U.S. researchers mapped the first 3D atomic-scale structure of a key 2019 novel coronavirus protein, making a breakthrough toward developing vaccines, therapeutic antibodies and diagnostics, according to a study published online in the journal Science on Wednesday.
Researchers from the University of Texas at Austin (UT Austin) and the U.S. National Institutes of Health used the cryogenic electron microscopy to map the spike protein of the virus that causes COVID-19.
They designed and produced samples of the stabilized spike protein after the team received the genome sequence of the virus from Chinese researchers, and then reconstructed the 3D atomic-resolution map.
The study found the 2019 novel coronavirus shared the same functional host-cell receptor called ACE2 with SARS virus, but ACE2 binds to the novel coronavirus with affinity about 10 or 20-fold higher than its binding to SARS virus.
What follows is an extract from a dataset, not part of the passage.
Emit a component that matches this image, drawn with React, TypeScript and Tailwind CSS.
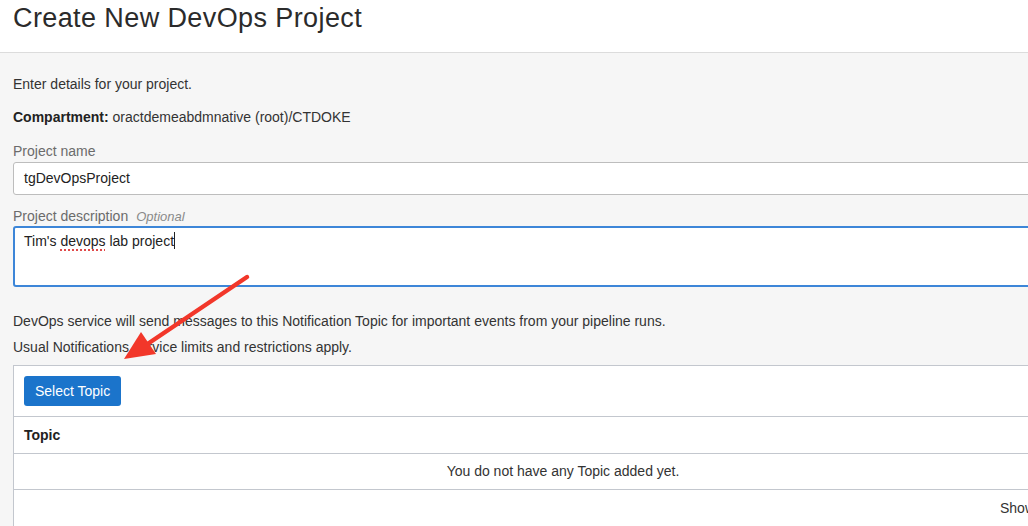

The findings may provide a potential explanation for the apparent easy human-to-human transmission demonstrated by the novel coronavirus, but Jason McLellan, associate professor at UT Austin who led the study, told Xinhua that it's still unclear whether this higher affinity binding has any impact on the transmissibility of the virus.
McLellan also said they still don't know why the novel coronavirus binds tighter at a molecular level.
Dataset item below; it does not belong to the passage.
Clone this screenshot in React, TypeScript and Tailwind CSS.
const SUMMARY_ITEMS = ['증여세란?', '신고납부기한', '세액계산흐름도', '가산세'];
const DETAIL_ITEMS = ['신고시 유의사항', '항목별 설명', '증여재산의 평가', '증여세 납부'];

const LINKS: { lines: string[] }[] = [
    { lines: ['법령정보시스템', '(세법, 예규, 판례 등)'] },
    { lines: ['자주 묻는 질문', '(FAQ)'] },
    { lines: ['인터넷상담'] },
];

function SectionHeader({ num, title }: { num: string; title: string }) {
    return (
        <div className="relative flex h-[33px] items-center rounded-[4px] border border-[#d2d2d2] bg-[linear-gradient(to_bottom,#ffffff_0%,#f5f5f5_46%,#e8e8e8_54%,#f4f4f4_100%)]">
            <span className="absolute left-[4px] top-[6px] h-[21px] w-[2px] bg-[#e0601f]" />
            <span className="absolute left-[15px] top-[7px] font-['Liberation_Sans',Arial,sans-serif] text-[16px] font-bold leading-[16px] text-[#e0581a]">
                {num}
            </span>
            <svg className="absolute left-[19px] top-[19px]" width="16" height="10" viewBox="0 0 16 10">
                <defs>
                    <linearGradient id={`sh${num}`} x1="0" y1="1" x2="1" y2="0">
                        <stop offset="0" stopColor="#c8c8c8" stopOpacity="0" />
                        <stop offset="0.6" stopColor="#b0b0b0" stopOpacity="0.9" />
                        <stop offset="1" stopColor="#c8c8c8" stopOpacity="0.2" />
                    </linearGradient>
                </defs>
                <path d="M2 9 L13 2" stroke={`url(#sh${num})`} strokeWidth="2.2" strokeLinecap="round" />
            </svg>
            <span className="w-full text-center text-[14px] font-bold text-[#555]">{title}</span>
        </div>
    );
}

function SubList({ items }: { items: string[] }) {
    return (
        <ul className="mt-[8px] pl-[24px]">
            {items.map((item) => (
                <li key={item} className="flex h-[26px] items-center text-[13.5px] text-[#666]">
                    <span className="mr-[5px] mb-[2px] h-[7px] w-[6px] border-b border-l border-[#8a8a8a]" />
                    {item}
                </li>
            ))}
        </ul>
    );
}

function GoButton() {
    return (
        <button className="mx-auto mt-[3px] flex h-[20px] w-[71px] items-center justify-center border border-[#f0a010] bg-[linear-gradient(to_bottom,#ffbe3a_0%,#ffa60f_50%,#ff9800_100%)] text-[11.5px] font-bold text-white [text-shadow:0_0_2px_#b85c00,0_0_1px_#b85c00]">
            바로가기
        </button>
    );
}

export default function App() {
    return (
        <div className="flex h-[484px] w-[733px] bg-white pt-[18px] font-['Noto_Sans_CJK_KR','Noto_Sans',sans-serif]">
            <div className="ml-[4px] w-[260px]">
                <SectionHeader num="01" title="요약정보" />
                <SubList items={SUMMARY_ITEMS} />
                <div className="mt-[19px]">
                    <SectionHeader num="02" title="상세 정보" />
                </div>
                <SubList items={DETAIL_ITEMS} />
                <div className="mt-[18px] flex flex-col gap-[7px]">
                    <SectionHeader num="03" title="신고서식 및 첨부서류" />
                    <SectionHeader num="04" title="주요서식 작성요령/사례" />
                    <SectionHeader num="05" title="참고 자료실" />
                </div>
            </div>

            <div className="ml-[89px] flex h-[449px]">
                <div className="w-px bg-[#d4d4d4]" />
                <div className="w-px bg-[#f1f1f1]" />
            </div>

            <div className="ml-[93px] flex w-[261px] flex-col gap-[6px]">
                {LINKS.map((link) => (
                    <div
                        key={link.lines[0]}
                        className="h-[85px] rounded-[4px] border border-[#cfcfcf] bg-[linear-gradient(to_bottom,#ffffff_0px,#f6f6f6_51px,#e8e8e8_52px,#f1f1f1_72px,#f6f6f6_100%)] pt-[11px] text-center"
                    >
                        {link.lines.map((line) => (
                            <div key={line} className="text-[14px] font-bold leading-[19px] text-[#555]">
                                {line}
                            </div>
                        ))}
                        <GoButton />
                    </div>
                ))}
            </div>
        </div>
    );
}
He has sent the atomic coordinates of the spike protein to many laboratories, with the majority based in China. "About 25 labs from China have asked for them so far," he said.
Researchers can use the coordinates to begin virtual drug screening to identify small molecules that may bind to the spike and disrupt its function, or to design novel protein molecules or antibodies that bind to the spike and inhibit its function, as well as to perform protein engineering to try and make variants of the spike with improved properties, such as higher expression levels or thermal stability, which can be advantageous for vaccine development, McLellan said.
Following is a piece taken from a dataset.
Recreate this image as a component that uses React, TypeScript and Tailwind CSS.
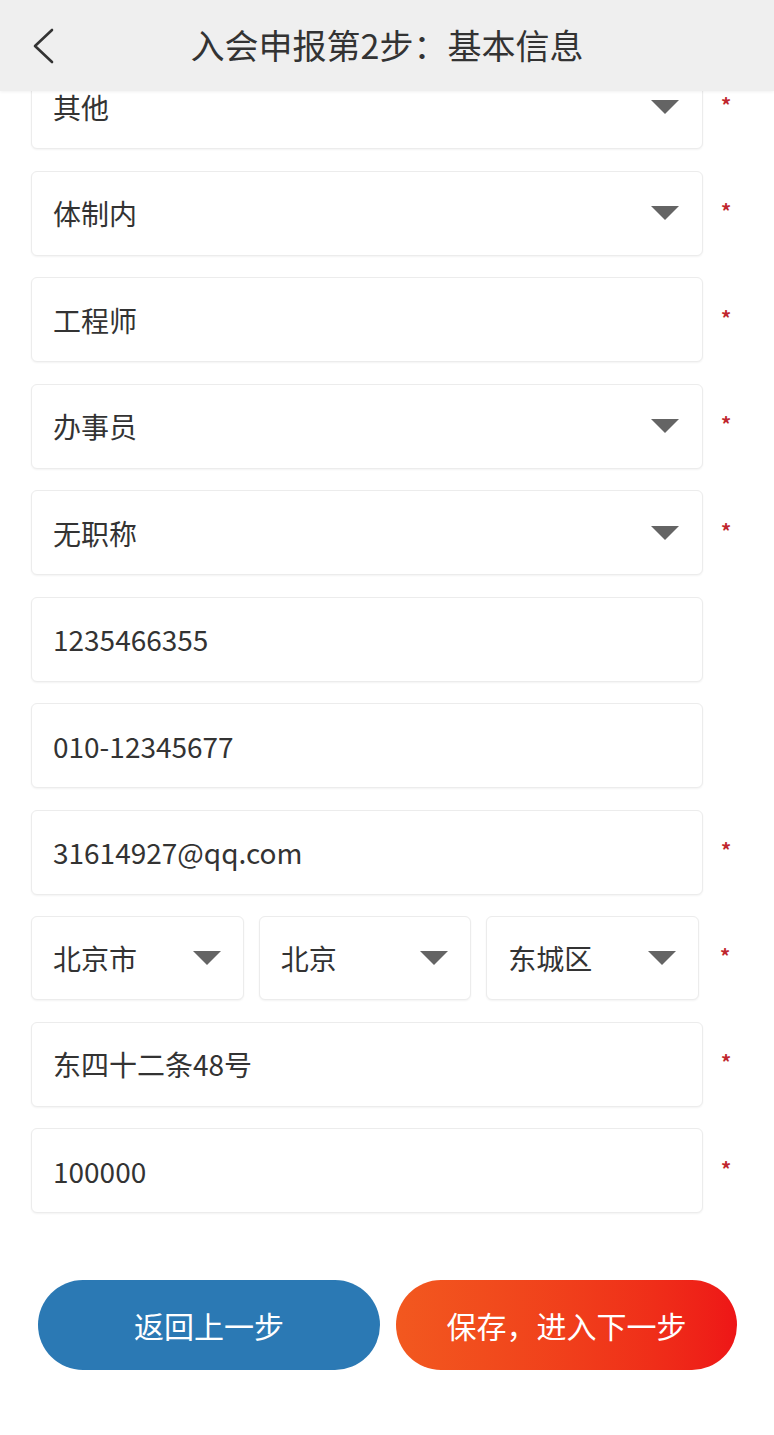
import React from "react";

const font = { fontFamily: '"Noto Sans CJK SC", "Noto Sans", sans-serif' };

function Caret() {
  return (
    <span className="block w-0 h-0 border-l-[14px] border-r-[14px] border-t-[14px] border-l-transparent border-r-transparent border-t-[#646464]" />
  );
}

function Star({ show, pad }: { show: boolean; pad: string }) {
  return (
    <div className={`flex justify-start -mt-[4px] ${pad}`}>
      {show && <span className="text-[#c0262d] text-[20px] font-bold leading-none">*</span>}
    </div>
  );
}

function Field({ value, select, required }: { value: string; select?: boolean; required?: boolean }) {
  return (
    <div className="flex items-center">
      <div className="w-[672px] h-[85px] bg-white border border-[#ececec] rounded-[6px] shadow-[0_1px_2px_rgba(0,0,0,0.05)] flex items-center justify-between pl-[21px] pr-[23px]">
        <span className="text-[28px] text-[#333] leading-none">{value}</span>
        {select && <Caret />}
      </div>
      <Star show={!!required} pad="pl-[18px]" />
    </div>
  );
}

function SmallSelect({ value }: { value: string }) {
  return (
    <div className="flex-1 h-[84px] bg-white border border-[#ececec] rounded-[6px] shadow-[0_1px_2px_rgba(0,0,0,0.05)] flex items-center justify-between pl-[21px] pr-[22px]">
      <span className="text-[28px] text-[#333] leading-none">{value}</span>
      <Caret />
    </div>
  );
}

export default function App() {
  return (
    <div className="relative w-[774px] min-h-[1435px] bg-white overflow-hidden" style={font}>
      <div className="absolute top-0 left-0 right-0 h-[91px] bg-[#efefef] z-10 flex items-center justify-center shadow-[0_1px_3px_rgba(0,0,0,0.06)]">
        <svg className="absolute left-[30px] top-[28px]" width="26" height="36" viewBox="0 0 26 36" fill="none">
          <path d="M22 2 L5 18 L22 34" stroke="#333" strokeWidth="2.6" strokeLinecap="round" strokeLinejoin="round" />
        </svg>
        <span className="text-[34px] text-[#333] leading-none -mt-[2px]">入会申报第2步：基本信息</span>
      </div>

      <div className="pt-[64px] pl-[31px] flex flex-col gap-[21.5px]">
        <Field value="其他" select required />
        <Field value="体制内" select required />
        <Field value="工程师" required />
        <Field value="办事员" select required />
        <Field value="无职称" select required />
        <Field value="1235466355" />
        <Field value="010-12345677" />
        <Field value="31614927@qq.com" required />
        <div className="flex items-center">
          <div className="w-[668px] flex gap-[15px]">
            <SmallSelect value="北京市" />
            <SmallSelect value="北京" />
            <SmallSelect value="东城区" />
          </div>
          <Star show pad="pl-[21px]" />
        </div>
        <Field value="东四十二条48号" required />
        <Field value="100000" required />
      </div>

      <div className="mt-[67px] pl-[38px] flex gap-[16px]">
        <button className="w-[342px] h-[90px] rounded-full bg-[#2b79b4] text-white text-[30px] leading-none flex items-center justify-center">
          返回上一步
        </button>
        <button className="w-[341px] h-[90px] rounded-full bg-gradient-to-r from-[#f2581f] to-[#ee1517] text-white text-[30px] leading-none flex items-center justify-center">
          保存，进入下一步
        </button>
      </div>
    </div>
  );
}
The research team has tested several published monoclonal antibodies specific to SARS virus, but found that they do not have appreciable binding to the 2019 novel coronavirus, which suggested that those antibodies may not be that effective in inhibiting the novel coronavirus.
McLellan said that there may be some rare antibodies that bind both viral spikes very tightly.
"The surface of the spike proteins from both viruses are about 75 percent the same, so it depends on where the antibodies bind ... If an antibody binds to a region of the spike where there are many amino acid differences between the two viruses, then it will either not cross-react or will cross-react poorly," he said.